### PROVIDED DATA
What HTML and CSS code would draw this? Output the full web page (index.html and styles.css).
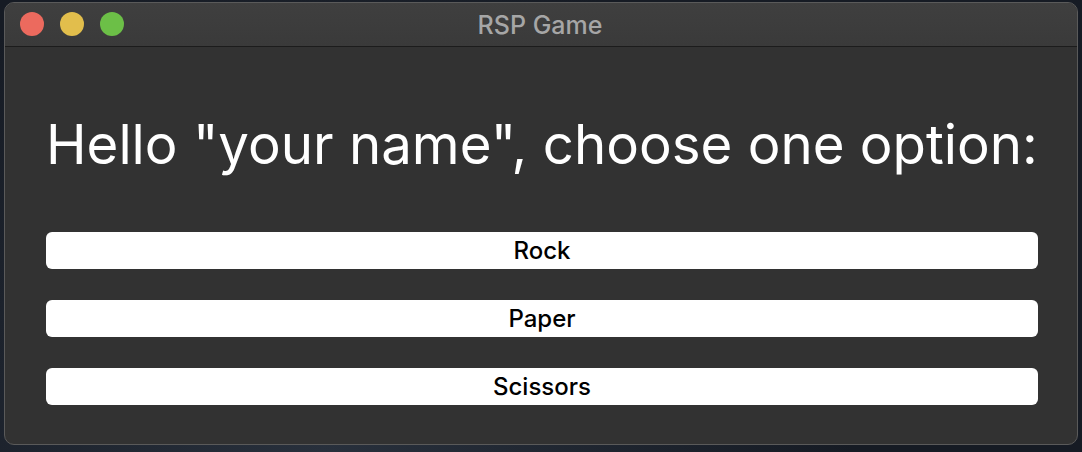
FILE: index.html
```html
<!DOCTYPE html>
<html>
<head>
<meta charset="utf-8">
<link rel="stylesheet" href="styles.css">
</head>
<body>
<div class="desktop">
  <div class="window">
    <div class="titlebar">
      <div class="lights">
        <span class="light red"></span>
        <span class="light yellow"></span>
        <span class="light green"></span>
      </div>
      <div class="title">RSP Game</div>
    </div>
    <div class="content">
      <h1 class="heading">Hello "your name", choose one option:</h1>
      <div class="buttons">
        <button class="btn">Rock</button>
        <button class="btn">Paper</button>
        <button class="btn">Scissors</button>
      </div>
    </div>
  </div>
</div>
</body>
</html>
```
FILE: styles.css
```css
html, body {
  margin: 0;
  padding: 0;
  width: 1082px;
  height: 452px;
  overflow: hidden;
  background: #1b222d;
}
.desktop {
  width: 1082px;
  height: 452px;
  padding: 2px 4px 0 4px;
  box-sizing: border-box;
  background: radial-gradient(circle at 30% 100%, #28303c 0%, #161b24 60%), #1b222d;
}
.window {
  width: 1074px;
  height: 443px;
  border-radius: 10px;
  background: #323232;
  border: 1px solid #5a5a5a;
  box-sizing: border-box;
  overflow: hidden;
  display: flex;
  flex-direction: column;
  font-family: Inter, "Liberation Sans", sans-serif;
}
.titlebar {
  height: 43px;
  flex: none;
  background: linear-gradient(#3f3f3f, #3a3a3a);
  border-bottom: 1px solid #1c1c1c;
  position: relative;
  display: flex;
  align-items: center;
  justify-content: center;
}
.lights {
  position: absolute;
  left: 15px;
  top: 9px;
  display: flex;
  gap: 16px;
}
.light {
  width: 24px;
  height: 24px;
  border-radius: 50%;
  display: block;
}
.red { background: #ec6a5e; }
.yellow { background: #e2be4c; }
.green { background: #6cbf47; }
.title {
  color: #a6a6a6;
  font-size: 25px;
  font-weight: 500;
  margin-right: 2px;
}
.content {
  flex: 1;
  padding: 64px 39px 0 41px;
}
.heading {
  margin: 0;
  color: #ffffff;
  font-weight: 400;
  font-size: 54.6px;
  line-height: 66px;
  text-align: center;
  white-space: nowrap;
  padding-right: 19px;
}
.buttons {
  margin-top: 55px;
  display: flex;
  flex-direction: column;
  gap: 31px;
}
.btn {
  height: 37px;
  background: #ffffff;
  border: none;
  border-radius: 6px;
  color: #000;
  font-family: Inter, "Liberation Sans", sans-serif;
  font-size: 24px;
  font-weight: 500;
  padding: 0;
}
```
######
PROBLEM REQUIREMENTS
Take the data above and repeat it exactly, leaving each picture out.

WORKED ANSWER
What HTML and CSS code would draw this? Output the full web page (index.html and styles.css).
FILE: index.html
```html
<!DOCTYPE html>
<html>
<head>
<meta charset="utf-8">
<link rel="stylesheet" href="styles.css">
</head>
<body>
<div class="desktop">
  <div class="window">
    <div class="titlebar">
      <div class="lights">
        <span class="light red"></span>
        <span class="light yellow"></span>
        <span class="light green"></span>
      </div>
      <div class="title">RSP Game</div>
    </div>
    <div class="content">
      <h1 class="heading">Hello "your name", choose one option:</h1>
      <div class="buttons">
        <button class="btn">Rock</button>
        <button class="btn">Paper</button>
        <button class="btn">Scissors</button>
      </div>
    </div>
  </div>
</div>
</body>
</html>
```
FILE: styles.css
```css
html, body {
  margin: 0;
  padding: 0;
  width: 1082px;
  height: 452px;
  overflow: hidden;
  background: #1b222d;
}
.desktop {
  width: 1082px;
  height: 452px;
  padding: 2px 4px 0 4px;
  box-sizing: border-box;
  background: radial-gradient(circle at 30% 100%, #28303c 0%, #161b24 60%), #1b222d;
}
.window {
  width: 1074px;
  height: 443px;
  border-radius: 10px;
  background: #323232;
  border: 1px solid #5a5a5a;
  box-sizing: border-box;
  overflow: hidden;
  display: flex;
  flex-direction: column;
  font-family: Inter, "Liberation Sans", sans-serif;
}
.titlebar {
  height: 43px;
  flex: none;
  background: linear-gradient(#3f3f3f, #3a3a3a);
  border-bottom: 1px solid #1c1c1c;
  position: relative;
  display: flex;
  align-items: center;
  justify-content: center;
}
.lights {
  position: absolute;
  left: 15px;
  top: 9px;
  display: flex;
  gap: 16px;
}
.light {
  width: 24px;
  height: 24px;
  border-radius: 50%;
  display: block;
}
.red { background: #ec6a5e; }
.yellow { background: #e2be4c; }
.green { background: #6cbf47; }
.title {
  color: #a6a6a6;
  font-size: 25px;
  font-weight: 500;
  margin-right: 2px;
}
.content {
  flex: 1;
  padding: 64px 39px 0 41px;
}
.heading {
  margin: 0;
  color: #ffffff;
  font-weight: 400;
  font-size: 54.6px;
  line-height: 66px;
  text-align: center;
  white-space: nowrap;
  padding-right: 19px;
}
.buttons {
  margin-top: 55px;
  display: flex;
  flex-direction: column;
  gap: 31px;
}
.btn {
  height: 37px;
  background: #ffffff;
  border: none;
  border-radius: 6px;
  color: #000;
  font-family: Inter, "Liberation Sans", sans-serif;
  font-size: 24px;
  font-weight: 500;
  padding: 0;
}
```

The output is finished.